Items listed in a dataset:
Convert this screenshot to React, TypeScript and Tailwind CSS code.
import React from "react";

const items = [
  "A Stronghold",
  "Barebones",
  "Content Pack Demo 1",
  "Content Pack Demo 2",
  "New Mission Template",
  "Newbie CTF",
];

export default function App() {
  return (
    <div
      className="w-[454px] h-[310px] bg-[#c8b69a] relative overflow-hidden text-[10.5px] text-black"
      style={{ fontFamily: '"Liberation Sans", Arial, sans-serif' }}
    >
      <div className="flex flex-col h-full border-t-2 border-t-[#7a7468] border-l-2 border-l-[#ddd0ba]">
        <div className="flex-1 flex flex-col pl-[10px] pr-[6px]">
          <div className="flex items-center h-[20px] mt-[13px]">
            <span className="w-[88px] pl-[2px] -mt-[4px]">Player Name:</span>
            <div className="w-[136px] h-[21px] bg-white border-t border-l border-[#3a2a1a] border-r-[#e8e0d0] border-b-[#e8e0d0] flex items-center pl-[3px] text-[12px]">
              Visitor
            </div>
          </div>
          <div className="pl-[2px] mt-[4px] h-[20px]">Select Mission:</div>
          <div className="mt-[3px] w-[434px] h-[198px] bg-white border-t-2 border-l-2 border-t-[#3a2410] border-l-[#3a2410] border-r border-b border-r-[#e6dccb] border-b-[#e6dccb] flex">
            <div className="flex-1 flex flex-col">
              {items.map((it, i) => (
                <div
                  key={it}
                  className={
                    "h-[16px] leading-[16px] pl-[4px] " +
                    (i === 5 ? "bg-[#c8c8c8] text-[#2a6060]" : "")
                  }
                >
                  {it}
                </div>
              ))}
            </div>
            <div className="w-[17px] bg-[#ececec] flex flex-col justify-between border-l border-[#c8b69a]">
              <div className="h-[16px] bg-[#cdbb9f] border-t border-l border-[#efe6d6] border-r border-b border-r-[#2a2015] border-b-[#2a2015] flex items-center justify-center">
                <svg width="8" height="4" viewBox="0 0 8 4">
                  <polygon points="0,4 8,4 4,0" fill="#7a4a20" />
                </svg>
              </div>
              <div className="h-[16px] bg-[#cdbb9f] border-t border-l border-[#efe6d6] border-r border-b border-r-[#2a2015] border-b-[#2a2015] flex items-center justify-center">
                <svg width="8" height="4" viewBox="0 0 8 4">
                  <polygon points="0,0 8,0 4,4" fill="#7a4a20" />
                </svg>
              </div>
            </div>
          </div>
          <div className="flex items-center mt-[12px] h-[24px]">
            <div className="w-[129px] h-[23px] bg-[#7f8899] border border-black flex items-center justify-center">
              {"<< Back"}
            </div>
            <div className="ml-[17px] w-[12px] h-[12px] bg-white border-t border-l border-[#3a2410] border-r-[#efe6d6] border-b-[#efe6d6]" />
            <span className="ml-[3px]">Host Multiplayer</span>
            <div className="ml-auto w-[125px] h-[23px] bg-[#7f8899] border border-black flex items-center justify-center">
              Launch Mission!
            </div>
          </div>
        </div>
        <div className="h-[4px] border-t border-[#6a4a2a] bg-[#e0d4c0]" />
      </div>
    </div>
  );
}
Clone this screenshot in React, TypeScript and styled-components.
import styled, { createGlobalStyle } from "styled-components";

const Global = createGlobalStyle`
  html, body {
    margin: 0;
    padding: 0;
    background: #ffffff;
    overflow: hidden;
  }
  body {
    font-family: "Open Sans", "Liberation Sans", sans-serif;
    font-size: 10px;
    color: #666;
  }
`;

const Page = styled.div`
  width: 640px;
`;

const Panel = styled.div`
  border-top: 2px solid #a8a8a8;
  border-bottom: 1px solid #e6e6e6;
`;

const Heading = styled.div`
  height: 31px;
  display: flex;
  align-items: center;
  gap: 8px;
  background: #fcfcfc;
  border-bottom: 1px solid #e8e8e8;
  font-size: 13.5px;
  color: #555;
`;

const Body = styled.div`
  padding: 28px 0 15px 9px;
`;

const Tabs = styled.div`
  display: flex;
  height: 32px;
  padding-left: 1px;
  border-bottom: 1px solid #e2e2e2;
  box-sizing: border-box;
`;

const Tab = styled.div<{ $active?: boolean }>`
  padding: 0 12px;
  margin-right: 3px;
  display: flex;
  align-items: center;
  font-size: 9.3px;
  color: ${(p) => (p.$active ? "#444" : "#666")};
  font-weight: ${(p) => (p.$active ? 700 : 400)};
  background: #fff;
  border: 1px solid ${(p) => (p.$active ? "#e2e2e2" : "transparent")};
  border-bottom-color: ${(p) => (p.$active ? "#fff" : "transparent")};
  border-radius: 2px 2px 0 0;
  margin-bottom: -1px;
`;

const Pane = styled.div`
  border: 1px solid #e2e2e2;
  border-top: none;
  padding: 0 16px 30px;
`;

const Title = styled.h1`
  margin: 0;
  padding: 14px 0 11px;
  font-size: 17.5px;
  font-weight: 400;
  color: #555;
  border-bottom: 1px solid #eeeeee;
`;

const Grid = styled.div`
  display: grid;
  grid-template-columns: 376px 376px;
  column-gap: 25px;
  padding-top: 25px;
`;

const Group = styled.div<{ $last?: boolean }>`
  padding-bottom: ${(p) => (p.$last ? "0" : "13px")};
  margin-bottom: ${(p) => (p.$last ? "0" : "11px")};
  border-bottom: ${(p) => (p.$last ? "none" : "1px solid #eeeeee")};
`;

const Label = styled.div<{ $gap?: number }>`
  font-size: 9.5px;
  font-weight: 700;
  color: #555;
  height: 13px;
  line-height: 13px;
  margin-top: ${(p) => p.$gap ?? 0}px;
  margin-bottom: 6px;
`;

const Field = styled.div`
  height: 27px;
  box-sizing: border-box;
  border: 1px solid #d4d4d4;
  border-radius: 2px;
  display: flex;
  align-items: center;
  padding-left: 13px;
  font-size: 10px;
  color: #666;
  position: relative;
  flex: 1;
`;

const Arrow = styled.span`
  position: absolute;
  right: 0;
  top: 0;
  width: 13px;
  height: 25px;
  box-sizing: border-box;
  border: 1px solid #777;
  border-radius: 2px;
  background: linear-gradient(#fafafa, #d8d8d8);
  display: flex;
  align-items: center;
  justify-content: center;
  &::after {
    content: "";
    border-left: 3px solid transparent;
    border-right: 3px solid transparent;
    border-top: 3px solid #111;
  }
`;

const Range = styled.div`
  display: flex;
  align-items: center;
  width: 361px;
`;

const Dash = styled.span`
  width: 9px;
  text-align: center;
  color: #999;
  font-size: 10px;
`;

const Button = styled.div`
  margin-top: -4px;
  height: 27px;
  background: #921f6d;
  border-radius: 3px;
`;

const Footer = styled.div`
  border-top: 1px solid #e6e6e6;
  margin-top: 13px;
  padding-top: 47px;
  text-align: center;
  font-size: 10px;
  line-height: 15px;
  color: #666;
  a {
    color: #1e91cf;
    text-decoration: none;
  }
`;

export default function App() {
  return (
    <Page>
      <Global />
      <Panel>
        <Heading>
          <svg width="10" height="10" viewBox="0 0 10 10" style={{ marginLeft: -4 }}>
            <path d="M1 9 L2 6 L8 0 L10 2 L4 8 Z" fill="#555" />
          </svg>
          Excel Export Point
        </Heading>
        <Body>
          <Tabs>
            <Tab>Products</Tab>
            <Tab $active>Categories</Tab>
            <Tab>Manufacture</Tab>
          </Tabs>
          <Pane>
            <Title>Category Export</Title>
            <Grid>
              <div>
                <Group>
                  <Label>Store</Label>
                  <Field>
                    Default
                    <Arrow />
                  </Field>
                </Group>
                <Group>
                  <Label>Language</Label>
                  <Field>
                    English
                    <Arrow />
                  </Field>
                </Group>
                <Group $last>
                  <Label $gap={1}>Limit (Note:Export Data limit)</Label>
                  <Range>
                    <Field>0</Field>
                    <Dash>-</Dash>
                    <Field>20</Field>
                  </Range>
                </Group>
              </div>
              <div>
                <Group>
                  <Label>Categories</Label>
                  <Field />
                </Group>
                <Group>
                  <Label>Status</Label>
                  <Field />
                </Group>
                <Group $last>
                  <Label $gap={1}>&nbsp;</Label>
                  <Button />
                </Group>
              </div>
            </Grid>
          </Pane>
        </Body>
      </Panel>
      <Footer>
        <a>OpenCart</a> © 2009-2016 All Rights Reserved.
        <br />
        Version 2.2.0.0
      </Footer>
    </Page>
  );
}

=== Aim of the exercise ===
Go through the data above and find the lines with the word "React". Copy each of those lines.

=== Task answer ===
Convert this screenshot to React, TypeScript and Tailwind CSS code.
import React from "react";
Clone this screenshot in React, TypeScript and styled-components.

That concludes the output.